As Pennsylvania election staff members continue to count votes, demonstrators are gathering across the state to show support for a full count.
Social justice and immigrant advocacy groups held events this week in the city of Lancaster, Montgomery County, and on the steps of the state Capitol in Harrisburg. Organizers said they are following through on their efforts to get out the vote in marginalized communities.
Thaís Carrero, Pennsylvania director of the immigrant and Latino advocacy group CASA, said these efforts forged ahead in the face of obstacles new and old: “From COVID to language access and all the barriers that come to disenfranchised communities. We cannot stop,” she said. “This is the last push to ensure that every vote is counted.”
CASA member Ramon Ortiz spoke about the challenges of casting his vote this year.

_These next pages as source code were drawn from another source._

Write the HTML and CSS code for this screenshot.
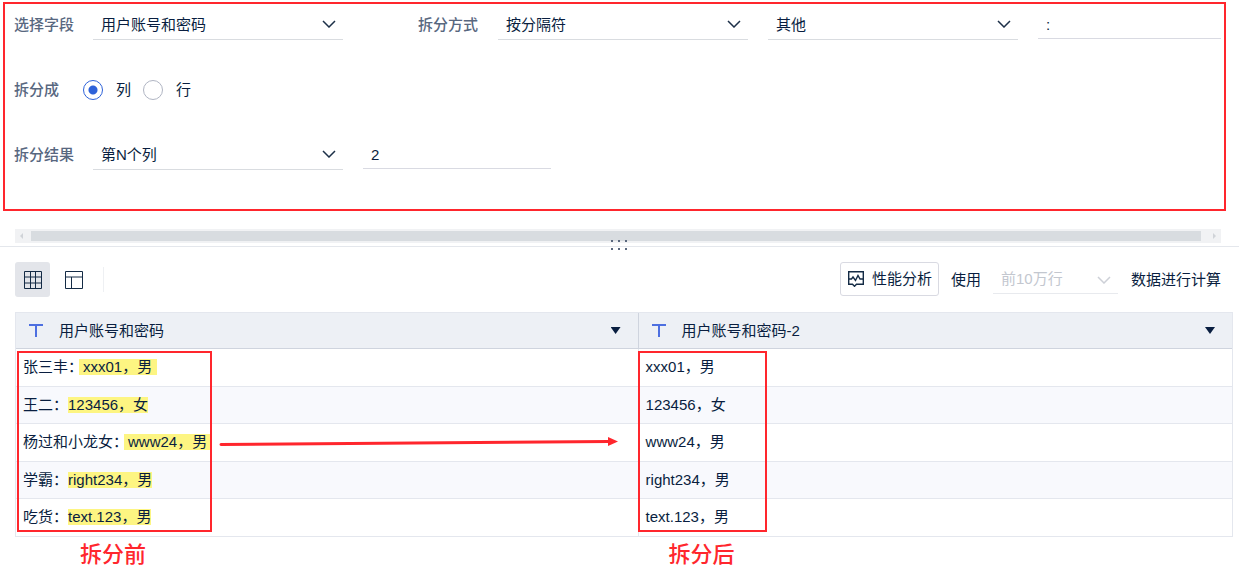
FILE: index.html
```html
<!DOCTYPE html>
<html lang="zh-CN">

<head>
    <meta charset="UTF-8">
    <meta name="viewport" content="width=device-width, initial-scale=1.0">
    <title>拆分列</title>
    <link rel="stylesheet" href="styles.css">
</head>

<body>
    <form class="split-form">
        <div class="form-row">
            <label class="form-label" for="field">选择字段</label>
            <div class="select-box">
                <select id="field">
                    <option>用户账号和密码</option>
                </select>
                <svg class="chevron" viewBox="0 0 14 8"><path d="M1 1l6 6 6-6" /></svg>
            </div>
            <label class="form-label second" for="method">拆分方式</label>
            <div class="select-box">
                <select id="method">
                    <option>按分隔符</option>
                </select>
                <svg class="chevron" viewBox="0 0 14 8"><path d="M1 1l6 6 6-6" /></svg>
            </div>
            <div class="select-box spaced">
                <select aria-label="分隔符类型">
                    <option>其他</option>
                </select>
                <svg class="chevron" viewBox="0 0 14 8"><path d="M1 1l6 6 6-6" /></svg>
            </div>
            <input class="text-input grow" type="text" value=":" aria-label="分隔符">
        </div>

        <fieldset class="form-row">
            <legend class="form-label">拆分成</legend>
            <label class="radio"><input type="radio" name="target" checked>列</label>
            <label class="radio"><input type="radio" name="target">行</label>
        </fieldset>

        <div class="form-row">
            <label class="form-label" for="result">拆分结果</label>
            <div class="select-box">
                <select id="result">
                    <option>第N个列</option>
                </select>
                <svg class="chevron" viewBox="0 0 14 8"><path d="M1 1l6 6 6-6" /></svg>
            </div>
            <input class="text-input" type="text" value="2" aria-label="N">
        </div>
    </form>

    <div class="scrollbar">
        <svg class="scroll-arrow" viewBox="0 0 16 10"><path d="M8 2v6L5 5z" /></svg>
        <div class="scroll-thumb"></div>
        <svg class="scroll-arrow wide" viewBox="0 0 20 10"><path d="M12 2v6l3-3z" /></svg>
    </div>
    <div class="divider">
        <svg class="grip" viewBox="0 0 16 10">
            <path d="M0 0h2v2H0zM7 0h2v2H7zM14 0h2v2h-2zM0 8h2v2H0zM7 8h2v2H7zM14 8h2v2h-2z" />
        </svg>
    </div>

    <div class="toolbar">
        <button class="icon-btn active" aria-label="表格">
            <svg viewBox="0 0 18 18"><path d="M.5 .5h17v17H.5zM6.5 .5v17M11.5 .5v17M.5 6h17M.5 12h17" /></svg>
        </button>
        <button class="icon-btn" aria-label="布局">
            <svg viewBox="0 0 18 18"><path d="M.5 .5h17v17H.5zM.5 6h17M6.5 6v11.500" /></svg>
        </button>
        <span class="separator"></span>
        <button class="analysis-btn">
            <svg viewBox="0 0 16 16"><path d="M.7 .7h14.600v12.600H8.500L6.500 15.300 4.500 13.300H.7zM1 8h2.500l1.500-2 2.500 3.500 2.500-5 2 3.500h3" /></svg>
            性能分析
        </button>
        <label class="limit-label" for="limit">使用</label>
        <div class="select-box small">
            <select id="limit" disabled>
                <option>前10万行</option>
            </select>
            <svg class="chevron" viewBox="0 0 14 8"><path d="M1 1l6 6 6-6" /></svg>
        </div>
        <span>数据进行计算</span>
    </div>

    <div class="preview">
        <table>
            <thead>
                <tr>
                    <th class="before-col">
                        <div class="head">
                            <svg class="type-icon" viewBox="0 0 14 13"><path d="M0 1h14M7 1v12" /></svg>
                            用户账号和密码
                            <button class="menu-btn" aria-label="菜单"></button>
                        </div>
                    </th>
                    <th>
                        <div class="head">
                            <svg class="type-icon" viewBox="0 0 14 13"><path d="M0 1h14M7 1v12" /></svg>
                            用户账号和密码-2
                            <button class="menu-btn" aria-label="菜单"></button>
                        </div>
                    </th>
                </tr>
            </thead>
            <tbody>
                <tr>
                    <td>张三丰：<mark class="loose">xxx01，男</mark></td>
                    <td>xxx01，男</td>
                </tr>
                <tr>
                    <td>王二：<mark>123456，女</mark></td>
                    <td>123456，女</td>
                </tr>
                <tr>
                    <td>杨过和小龙女：<mark class="loose">www24，男</mark></td>
                    <td>www24，男</td>
                </tr>
                <tr>
                    <td>学霸：<mark>right234，男</mark></td>
                    <td>right234，男</td>
                </tr>
                <tr>
                    <td>吃货：<mark>text.123，男</mark></td>
                    <td>text.123，男</td>
                </tr>
            </tbody>
        </table>

        <!-- annotations over the table -->
        <div class="note note-before"></div>
        <svg class="note-arrow" viewBox="0 0 400 12">
            <path class="line" d="M2 8.500L390 5.500" />
            <path d="M389 1l10 4.500-10 4.500z" />
        </svg>
        <div class="note note-after"></div>
    </div>

    <div class="captions">
        <div class="caption-before">拆分前</div>
        <div class="caption-after">拆分后</div>
    </div>
</body>

</html>
```
FILE: styles.css
```css
* {
    box-sizing: border-box;
}

body {
    margin: 0;
    font-family: "Liberation Sans", "Noto Sans CJK SC", sans-serif;
    font-size: 15px;
    line-height: 20px;
    color: #091e40;
    background-color: #fff;
}

button,
input,
select {
    font: inherit;
    color: inherit;
}

svg {
    display: block;
    flex: none;
}

/* split settings */
.split-form {
    display: flex;
    flex-direction: column;
    gap: 35px;
    margin: 2px 13px 0 3px;
    padding: 6px 3px 39px 9px;
    border: 2px solid #ff262d;
}

.form-row {
    display: flex;
    height: 30px;
    margin: 0;
    padding: 0;
    border: none;
}

.form-label {
    flex: none;
    width: 79px;
    padding: 0;
    line-height: 30px;
    font-weight: 500;
    color: #58677f;
}

.form-label.second {
    width: 80px;
    margin-left: 75px;
}

legend.form-label {
    float: left;
    width: 69px;
}

.select-box {
    position: relative;
    flex: none;
    width: 250px;
    height: 30px;
}

.select-box.spaced {
    margin-left: 20px;
}

.select-box select {
    width: 100%;
    height: 100%;
    padding: 0 30px 0 8px;
    border: none;
    border-bottom: 1px solid #d9dce0;
    border-radius: 0;
    background: none;
    appearance: none;
}

.chevron {
    position: absolute;
    right: 7px;
    top: 10px;
    width: 14px;
    height: 8px;
    fill: none;
    stroke: #1d3048;
    stroke-width: 1.5;
    pointer-events: none;
}

.text-input {
    width: 188px;
    min-width: 0;
    height: 29px;
    margin-left: 20px;
    padding: 0 8px;
    border: none;
    border-bottom: 1px solid #d9dae2;
    background: none;
}

.text-input.grow {
    flex: 1;
}

.radio {
    display: flex;
    align-items: center;
    gap: 13px;
    margin-right: 12px;
}

.radio input {
    width: 20px;
    height: 20px;
    margin: 0;
    border: 1px solid #b0b5c3;
    border-radius: 50%;
    appearance: none;
}

.radio input:checked {
    border-color: #2e62d9;
    background: radial-gradient(circle, #2e62d9 4px, transparent 5px);
}

/* scrollbar and splitter */
.scrollbar {
    display: flex;
    align-items: center;
    height: 14px;
    margin: 18px 18px 0 15px;
    background-color: #f1f2f4;
}

.scroll-arrow {
    width: 16px;
    height: 10px;
    fill: #d0d3d8;
}

.scroll-arrow.wide {
    width: 20px;
}

.scroll-thumb {
    flex: 1;
    height: 10px;
    background-color: #d8dce0;
}

.divider {
    position: relative;
    height: 1px;
    margin-top: 3px;
    background-color: #e4e7ec;
}

.grip {
    position: absolute;
    left: calc(50% - 9px);
    top: -6px;
    width: 16px;
    height: 10px;
    fill: #5a687e;
}

/* toolbar */
.toolbar {
    display: flex;
    align-items: center;
    height: 35px;
    margin: 15px 18px 15px 15px;
}

.icon-btn {
    display: flex;
    align-items: center;
    justify-content: center;
    width: 35px;
    height: 35px;
    margin-right: 6px;
    padding: 0;
    border: none;
    border-radius: 3px;
    background: none;
}

.icon-btn.active {
    background-color: #e3e5ea;
}

.icon-btn svg,
.analysis-btn svg {
    width: 18px;
    height: 18px;
    fill: none;
    stroke: #142b45;
}

.separator {
    width: 1px;
    height: 25px;
    margin-left: 6px;
    background-color: #eef0f3;
}

.analysis-btn {
    display: flex;
    align-items: center;
    align-self: flex-start;
    gap: 8px;
    height: 34px;
    margin-left: auto;
    padding: 0 6px 0 7px;
    border: 1px solid #d9dae2;
    border-radius: 3px;
    background-color: #fff;
}

.analysis-btn svg {
    width: 16px;
    height: 16px;
    stroke-width: 1.4;
}

.limit-label {
    margin: 0 12px;
}

.select-box.small {
    width: 125px;
    height: 28px;
    margin-right: 13px;
}

.select-box.small select {
    color: #c3c7cf;
    border-color: #e8eaee;
    opacity: 1;
}

.select-box.small .chevron {
    stroke: #cdd0d7;
}

/* preview table */
.preview {
    position: relative;
    margin: 0 6px 0 15px;
}

table {
    width: 100%;
    table-layout: fixed;
    border-collapse: separate;
    border-spacing: 0;
    border: 1px solid #e4e7ee;
    border-bottom: none;
}

th {
    height: 36px;
    padding: 0;
    font-weight: normal;
    background-color: #edf0f5;
    border-bottom: 1px solid #cfd4de;
}

.before-col {
    width: 51.2%;
    border-right: 1px solid #cfd4de;
}

.head {
    display: flex;
    align-items: center;
    padding: 0 17px 0 13px;
}

.type-icon {
    width: 14px;
    height: 13px;
    margin-right: 16px;
    fill: none;
    stroke: #4d6fe0;
    stroke-width: 2;
}

.menu-btn {
    width: 10px;
    height: 7px;
    margin-left: auto;
    padding: 0;
    border: none;
    background-color: #091e40;
    clip-path: polygon(0 0, 100% 0, 50% 100%);
}

td {
    height: 38px;
    padding: 0 7px 2px;
    border-bottom: 1px solid #e4e7ee;
}

tr:nth-child(even) td {
    height: 37px;
    padding-bottom: 0;
    background-color: #f8f9fd;
}

td:first-child {
    border-right: 1px solid #e4e7ee;
}

mark {
    display: inline-block;
    line-height: 16px;
    color: inherit;
    background-color: #fdf582;
}

mark.loose {
    margin-left: -4px;
    padding: 0 5px 0 4px;
}

/* annotations */
.note {
    position: absolute;
    top: 39px;
    height: 181px;
    border: 2px solid #ff262d;
    pointer-events: none;
}

.note-before {
    left: 2px;
    width: 195px;
}

.note-after {
    left: calc(51.2% - 1px);
    width: 129px;
}

.note-arrow {
    position: absolute;
    top: 124px;
    left: 204px;
    width: 400px;
    height: 12px;
    fill: #ff262d;
}

.note-arrow .line {
    stroke: #ff262d;
    stroke-width: 3;
    stroke-linecap: round;
}

.captions {
    display: grid;
    grid-template-columns: 51.2% 1fr;
    margin: 0 6px 0 15px;
    font-size: 22px;
    font-weight: 500;
    line-height: 36px;
    color: #ff262d;
}

.caption-before {
    padding-left: 65px;
}

.caption-after {
    padding-left: 30px;
}
```
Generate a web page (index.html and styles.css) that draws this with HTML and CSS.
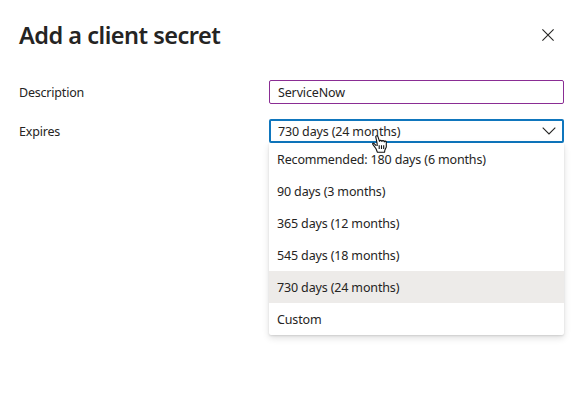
FILE: index.html
```html
<!DOCTYPE html>
<html lang="en">
<head>
<meta charset="utf-8">
<title>Add a client secret</title>
<link rel="stylesheet" href="styles.css">
</head>
<body>
<main class="panel">
  <header class="header">
    <h1 class="title">Add a client secret</h1>
    <svg class="close" width="12" height="12" viewBox="0 0 12 12"><path d="M.4.4 11.6 11.6M11.6.4.4 11.6"/></svg>
  </header>
  <div class="row">
    <span class="label">Description</span>
    <div class="field input"><span>ServiceNow</span></div>
  </div>
  <div class="row">
    <span class="label">Expires</span>
    <div class="field select">
      <span>730 days (24 months)</span>
      <svg class="chevron" width="14" height="8" viewBox="0 0 14 8"><path d="M.7.7 7 7 13.3.7"/></svg>
      <ul class="menu">
        <li>Recommended: 180 days (6 months)</li>
        <li>90 days (3 months)</li>
        <li>365 days (12 months)</li>
        <li>545 days (18 months)</li>
        <li class="selected">730 days (24 months)</li>
        <li>Custom</li>
      </ul>
      <svg class="cursor" width="16" height="18" viewBox="0 0 16 18"><path d="M4.2 10.7 2.2 8.6C1 7.5.1 8.5 1 9.7l3 4.1 1.4 3.5h7.2l.2-2.1 1.5-3.1V7.3c0-1.4-1.7-1.5-2-.4-.1-1.6-2.1-1.7-2.4-.4-.2-1.4-2.1-1.5-2.4-.2L6 1.8C5.6.2 3.5.5 3.8 2.1l1.3 6.3.1 2.6"/><path d="M7.2 10.2v3.7M9.5 10.2v3.7M11.7 10.2v3.7"/></svg>
    </div>
  </div>
</main>
</body>
</html>
```
FILE: styles.css
```css
* { box-sizing: border-box; }
body {
  margin: 0;
  background: #fff;
  color: #252423;
  font: 12.5px/18px "Segoe UI", "Noto Sans", "Open Sans", sans-serif;
}
.panel { height: 407px; padding: 18px 21px 0 19px; overflow: hidden; }
.header { display: flex; justify-content: space-between; align-items: center; height: 34px; margin-bottom: 28px; padding-right: 10px; }
.title { margin: 0; font-size: 23.5px; line-height: 34px; font-weight: 600; letter-spacing: -0.5px; white-space: nowrap; }
svg { fill: none; stroke: #252423; stroke-width: 1.1; }
.row { display: flex; align-items: center; height: 24px; margin-bottom: 15px; }
.row span { padding-top: 2px; }
.label { width: 250px; letter-spacing: -0.2px; }
.field { display: flex; align-items: center; flex: 1; height: 24px; border-radius: 2px; white-space: nowrap; letter-spacing: -0.15px; }
.input { border: 1px solid #8a2d94; padding: 0 8px; }
.select { position: relative; justify-content: space-between; border: 2px solid #0f76bd; padding: 0 6px 0 7px; }
.menu {
  position: absolute; top: 22px; left: -2px; width: 295px;
  margin: 0; padding: 0; list-style: none; background: #fff;
  border-radius: 0 0 2px 2px;
  box-shadow: 0 3px 7px rgba(0,0,0,.13), 0 1px 2px rgba(0,0,0,.11);
}
.menu li { height: 32px; padding: 0 8px; line-height: 34px; }
.menu .selected { background: #edebe9; }
.cursor { position: absolute; left: 101px; top: 14px; }
.cursor path { stroke: #111; stroke-width: 1.1; stroke-linejoin: round; }
.cursor path:first-child { fill: #fff; }
```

“My experience was a mix of emotions,” he said: dignity, excitement, and anger.
First, he said, the mail-in ballot arrived in English, instead of Spanish. Later, when he went to the elections office to verify his vote had been recorded, he learned his vote in 2018 had not.
Becky Belcore of the Woori Center in Montgomery County said the organization has been working for months to ensure Korean and Asian voters can cast their ballots – despite barriers like language access. Volunteers helped people vote by mail and provided interpretation at some polling stations.
“We weren’t able to provide that at all the polls where people were at, we don’t have the capacity. So we hope that will change and eventually it will be mandated that there will be resources to provide translators at the polls,” she said.
The Voting Rights Act requires three counties in Pennsylvania, including Berks, to translate election materials into Spanish. But, no other language groups meet the population threshold that activates the provision, known as Section 203.
Belcore emphasized the importance of counting every ballot among immigrants, for whom the right to vote was not automatic. “People believe in our democracy and they believe that every single vote should be counted,” she said.
Speakers expressed concerns with President Donald Trump’s campaign’s legal challenges in Pennsylvania, which sought to stop the count as the results show former Vice President Joe Biden accumulated more votes. Even before Election Day, pollsters predicted that Biden would generally fare better with mail-in ballots, which, due to Pennsylvania’s election laws, take longer to count.
“Ignore all the noise. These lawsuits are not just,” Kadida Kenner of the Pennsylvania Budget and Policy Center said.
The event closed with demonstrators chanting in Spanish, Korean, and English, repeating variations on a theme: “I am somebody and I deserve full equality, right here, right now.”
Unlike a similar event in Philadelphia, there were no counter-protesters on hand.
Supporters of Trump have gathered to demand the count stop, citing his baseless claims of fraud.
Central Pa. organizations are planning more demonstrations in favor of counting all the votes for over the weekend.